“the American Beauty Ideal in Italy: Cosmetic Advertising in the Italian Women’s Magazine Annabella, 1945-1965”

Thursday, July 13, 2017
Melville Room (University of Glasgow)
Jessica L. Harris , University of California, Los Angeles
This paper will explore the presence and nature of the American beauty ideal in post-war Italy. Specifically focusing on American and American inspired beauty product advertisements in the Italian women’s magazine Annabella from 1945-1965 the paper will examine the meanings of the post-war American beauty ideal—youth, radiant personality, elegance, and ability to attract the opposite sex— and how they were conveyed in the advertisements. Additionally, the paper will analyze this ideal’s relationship with Italian notions of beauty during the Fascist period, exploring continuities and breaks with the past in the process. For example, during the Fascist period, the American beauty ideal as represented in images of Hollywood stars and the cosmopolitan Modern Girl conflicted with the official image of the Italian woman that Mussolini sought to promote—la donna madre.
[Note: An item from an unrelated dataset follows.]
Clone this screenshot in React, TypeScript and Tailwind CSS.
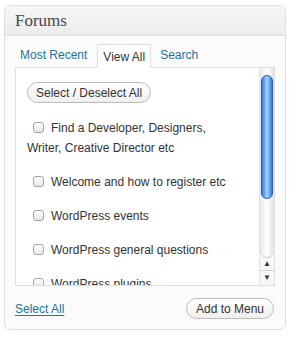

With the fall of the Fascist regime and the end of the war, the American beauty ideal came to have a prominent presence in Italy as a result of the less regulated nature of the country and its development of an American-style mass consumer society. The invasion of American beauty products that had been available only to a limited segment of the Italian population before the war and their overwhelming promotion in Italian women’s magazines came to have a significant impact on the image of Italian women in the post-war period.